Could the lines from the start of the data through the line with "type Item = [string, string];" be set down exactly, with no pictures among them?

▶ Material:
** start **

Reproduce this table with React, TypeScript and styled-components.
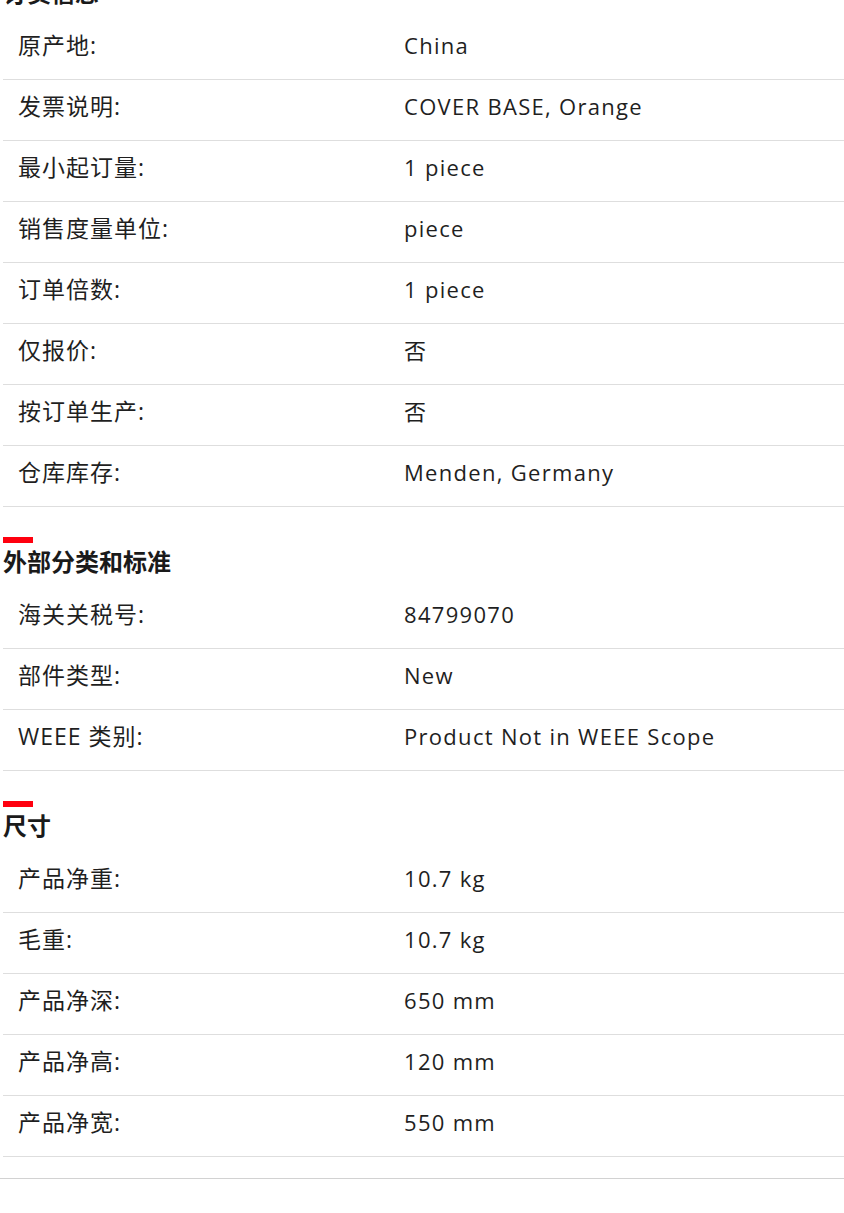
import React from 'react';
import styled, { createGlobalStyle } from 'styled-components';

const GlobalStyle = createGlobalStyle`
  html, body {
    margin: 0;
    padding: 0;
    background: #ffffff;
    overflow: hidden;
  }
  body {
    font-family: "Open Sans", "Noto Sans CJK SC", sans-serif;
    color: #1f1f1f;
  }
`;

// page is scrolled a little, so the first heading is cut at the top
const Page = styled.div`
  margin-top: -32px;
  padding-left: 3px;
`;

const Section = styled.section`
  & + & {
    margin-top: 30px;
  }
`;

const RedBar = styled.div`
  width: 30px;
  height: 6px;
  background: #ff000f;
`;

const Heading = styled.h2`
  margin: 0 0 9px 0;
  font-size: 24px;
  line-height: 36px;
  font-weight: 700;
  font-family: "Noto Sans CJK SC", sans-serif;
  color: #1a1a1a;
`;

const Table = styled.div`
  display: flex;
  flex-direction: column;
`;

const Row = styled.div`
  display: grid;
  grid-template-columns: 386px 1fr;
  height: 60px;
  align-items: center;
  border-bottom: 1px solid #dedede;
`;

const Cell = styled.div<{ $label?: boolean }>`
  padding: 0 15px;
  font-size: ${(p) => (p.$label ? '23px' : '22px')};
  letter-spacing: ${(p) => (p.$label ? '1px' : '1.3px')};
  line-height: 30px;
  margin-top: -9px;
  white-space: nowrap;
`;

const Footer = styled.div`
  margin-top: 21px;
  margin-left: -3px;
  border-top: 1px solid #d2d2d2;
`;

type Item = [string, string];

const sections: { title: string; rows: Item[] }[] = [
  {
    title: '订货信息',
    rows: [
      ['原产地:', 'China'],
      ['发票说明:', 'COVER BASE, Orange'],
      ['最小起订量:', '1 piece'],
      ['销售度量单位:', 'piece'],
      ['订单倍数:', '1 piece'],
      ['仅报价:', '否'],
      ['按订单生产:', '否'],
      ['仓库库存:', 'Menden, Germany'],
    ],
  },
  {
    title: '外部分类和标准',
    rows: [
      ['海关关税号:', '84799070'],
      ['部件类型:', 'New'],
      ['WEEE 类别:', 'Product Not in WEEE Scope'],
    ],
  },
  {
    title: '尺寸',
    rows: [
      ['产品净重:', '10.7 kg'],
      ['毛重:', '10.7 kg'],
      ['产品净深:', '650 mm'],
      ['产品净高:', '120 mm'],
      ['产品净宽:', '550 mm'],
    ],
  },
];

export default function App() {
  return (
    <>
      <GlobalStyle />
      <Page>
        {sections.map((s) => (
          <Section key={s.title}>
            <RedBar />
            <Heading>{s.title}</Heading>
            <Table>
              {s.rows.map(([label, value]) => (
                <Row key={label}>
                  <Cell $label>{label}</Cell>
                  <Cell>{value}</Cell>
                </Row>
              ))}
            </Table>
          </Section>
        ))}
        <Footer />
      </Page>
    </>
  );
}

** end **

▶ Solution for this task:
Reproduce this table with React, TypeScript and styled-components.
import React from 'react';
import styled, { createGlobalStyle } from 'styled-components';

const GlobalStyle = createGlobalStyle`
  html, body {
    margin: 0;
    padding: 0;
    background: #ffffff;
    overflow: hidden;
  }
  body {
    font-family: "Open Sans", "Noto Sans CJK SC", sans-serif;
    color: #1f1f1f;
  }
`;

// page is scrolled a little, so the first heading is cut at the top
const Page = styled.div`
  margin-top: -32px;
  padding-left: 3px;
`;

const Section = styled.section`
  & + & {
    margin-top: 30px;
  }
`;

const RedBar = styled.div`
  width: 30px;
  height: 6px;
  background: #ff000f;
`;

const Heading = styled.h2`
  margin: 0 0 9px 0;
  font-size: 24px;
  line-height: 36px;
  font-weight: 700;
  font-family: "Noto Sans CJK SC", sans-serif;
  color: #1a1a1a;
`;

const Table = styled.div`
  display: flex;
  flex-direction: column;
`;

const Row = styled.div`
  display: grid;
  grid-template-columns: 386px 1fr;
  height: 60px;
  align-items: center;
  border-bottom: 1px solid #dedede;
`;

const Cell = styled.div<{ $label?: boolean }>`
  padding: 0 15px;
  font-size: ${(p) => (p.$label ? '23px' : '22px')};
  letter-spacing: ${(p) => (p.$label ? '1px' : '1.3px')};
  line-height: 30px;
  margin-top: -9px;
  white-space: nowrap;
`;

const Footer = styled.div`
  margin-top: 21px;
  margin-left: -3px;
  border-top: 1px solid #d2d2d2;
`;

type Item = [string, string];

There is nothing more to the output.